This limits the maximum number of inflight IO for any given io_ring_ctx
to twice the CQ ring size. This is a losely managed limit, we only check
for every SQ ring size number of events. That should be good enough to
achieve our goal, which is to prevent massively deep queues. If these
are async requests, they would just be waiting for an execution slot
anyway.

We return -EBUSY if we can't queue anymore IO. The caller should reap
some completions and retry the operation after that.
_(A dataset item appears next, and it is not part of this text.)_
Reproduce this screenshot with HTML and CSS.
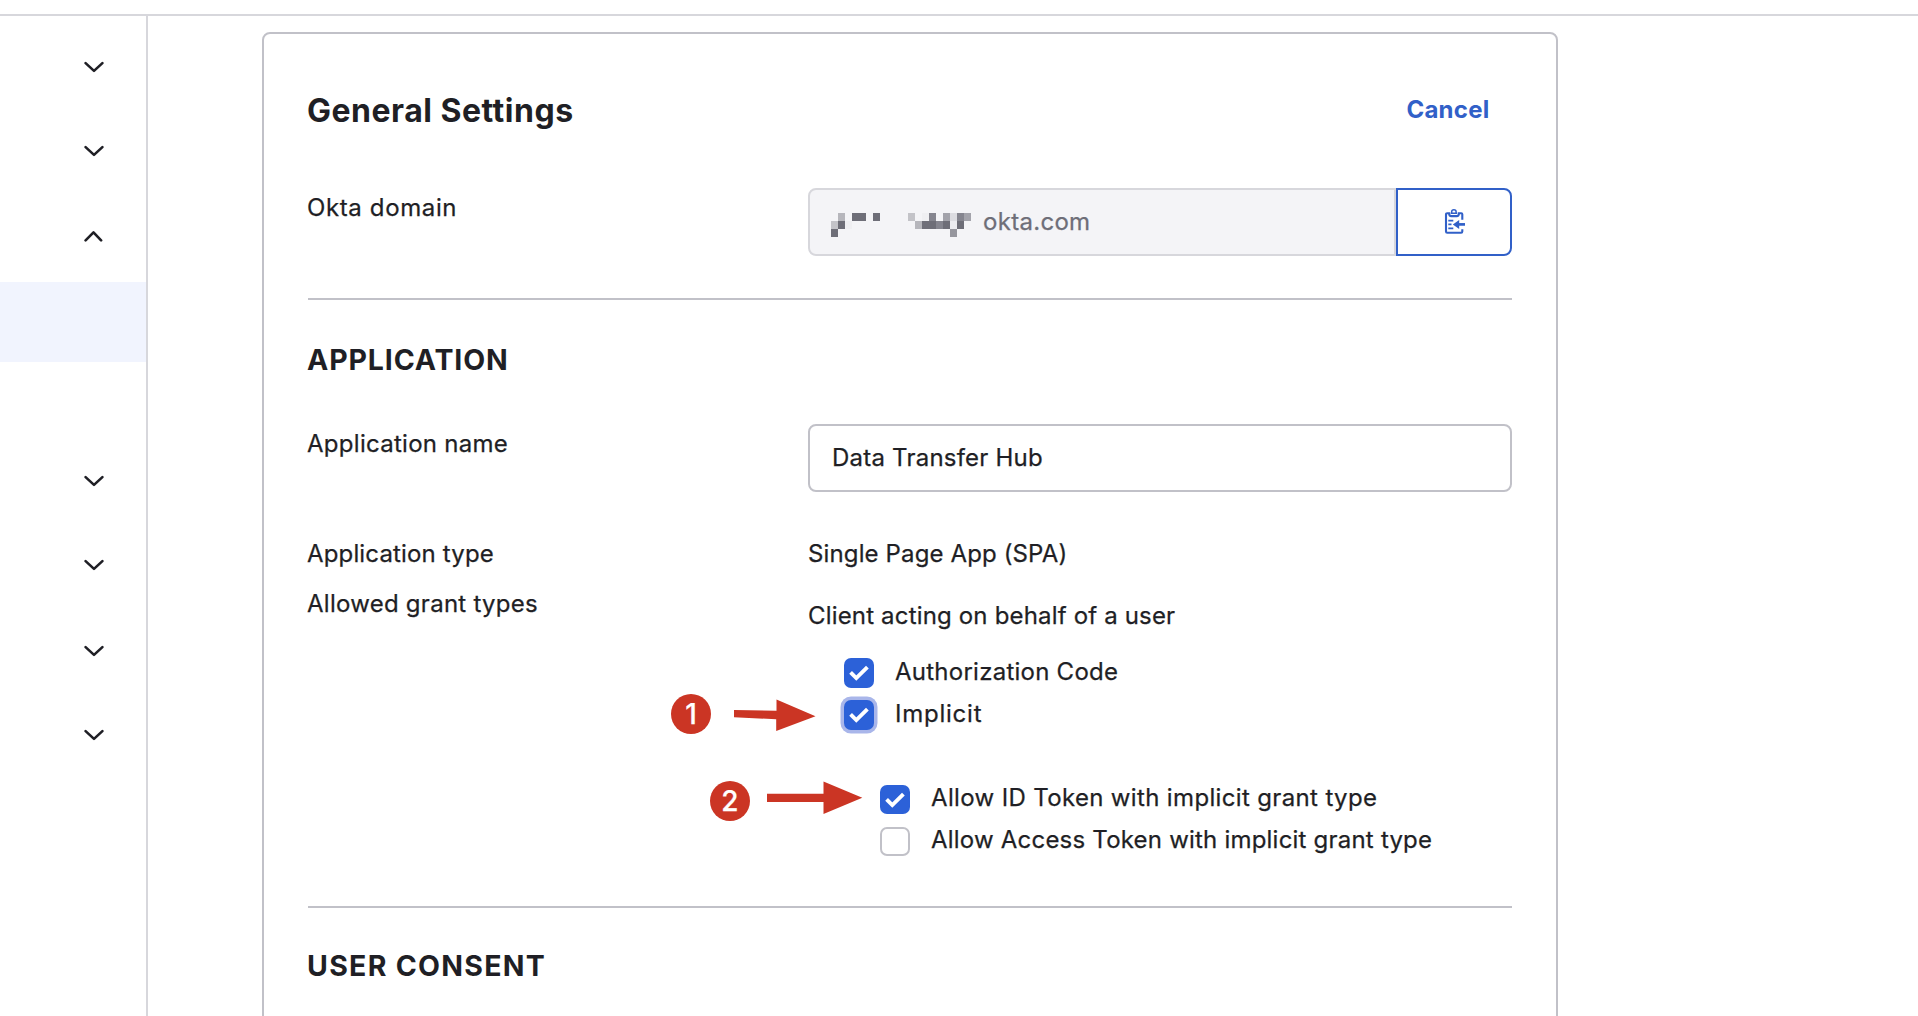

Note that this is
a "should never hit this" kind of condition, as driving the depth into
CQ overflow situations is unreliable.

Signed-off-by: Jens Axboe <axboe@kernel.dk>

---

Changes since v2:

- Check upfront if we're going over the limit, use the same kind of
  cost amortization logic except something that's appropriate for
  once-per-batch.

- Fold in with the backpressure -EBUSY logic

- Use twice setup CQ ring size as the rough limit

diff --git a/fs/io_uring.c b/fs/io_uring.c
index 81457913e9c9..9dd0f5b5e5b2 100644
--- a/fs/io_uring.c
+++ b/fs/io_uring.c
@@ -744,7 +744,7 @@ static struct io_kiocb *io_get_req(struct io_ring_ctx *ctx,
 	struct io_kiocb *req;
 
 	if (!percpu_ref_tryget(&ctx->refs))
-		return NULL;
+		return ERR_PTR(-ENXIO);
 
 	if (!state) {
 		req = kmem_cache_alloc(req_cachep, gfp);
@@ -790,7 +790,7 @@ static struct io_kiocb *io_get_req(struct io_ring_ctx *ctx,
 	if (req)
 		goto got_it;
 	percpu_ref_put(&ctx->refs);
-	return NULL;
+	return ERR_PTR(-EBUSY);
 }
 
 static void io_free_req_many(struct io_ring_ctx *ctx, void **reqs, int *nr)
@@ -2992,6 +2992,30 @@ static bool io_get_sqring(struct io_ring_ctx *ctx, struct sqe_submit *s)
 	return false;
 }
 
+static bool io_sq_over_limit(struct io_ring_ctx *ctx, unsigned to_submit)
+{
+	unsigned inflight;
+
+	if ((ctx->flags & IORING_SETUP_CQ_NODROP) &&
+	    !list_empty(&ctx->cq_overflow_list))
+		return true;
+
+	/*
+	 * This doesn't need to be super precise, so only check every once
+	 * in a while.
+	 */
+	if ((ctx->cached_sq_head & ctx->sq_mask) !=
+	    ((ctx->cached_sq_head + to_submit) & ctx->sq_mask))
+		return false;
+
+	/*
+	 * Limit us to 2x the CQ ring size
+	 */
+	inflight = ctx->cached_sq_head -
+		  (ctx->cached_cq_tail + atomic_read(&ctx->cached_cq_overflow));
+	return inflight > 2 * ctx->cq_entries;
+}
+
 static int io_submit_sqes(struct io_ring_ctx *ctx, unsigned int nr,
 			  struct file *ring_file, int ring_fd,
 			  struct mm_struct **mm, bool async)
@@ -3002,8 +3026,7 @@ static int io_submit_sqes(struct io_ring_ctx *ctx, unsigned int nr,
 	int i, submitted = 0;
 	bool mm_fault = false;
 
-	if ((ctx->flags & IORING_SETUP_CQ_NODROP) &&
-	    !list_empty(&ctx->cq_overflow_list))
+	if (unlikely(io_sq_over_limit(ctx, nr)))
 		return -EBUSY;
 
 	if (nr > IO_PLUG_THRESHOLD) {
@@ -3016,9 +3039,9 @@ static int io_submit_sqes(struct io_ring_ctx *ctx, unsigned int nr,
 		unsigned int sqe_flags;
 
 		req = io_get_req(ctx, statep);
-		if (unlikely(!req)) {
+		if (unlikely(IS_ERR(req))) {
 			if (!submitted)
-				submitted = -EAGAIN;
+				submitted = PTR_ERR(req);
 			break;
 		}
 		if (!io_get_sqring(ctx, &req->submit)) {
@@ -3039,8 +3062,10 @@ static int io_submit_sqes(struct io_ring_ctx *ctx, unsigned int nr,
 		if (link && (sqe_flags & IOSQE_IO_DRAIN)) {
 			if (!shadow_req) {
 				shadow_req = io_get_req(ctx, NULL);
-				if (unlikely(!shadow_req))
+				if (unlikely(IS_ERR(shadow_req))) {
+					shadow_req = NULL;
 					goto out;
+				}
 				shadow_req->flags |= (REQ_F_IO_DRAIN | REQ_F_SHADOW_DRAIN);
 				refcount_dec(&shadow_req->refs);
 			}
-- 
Jens Axboe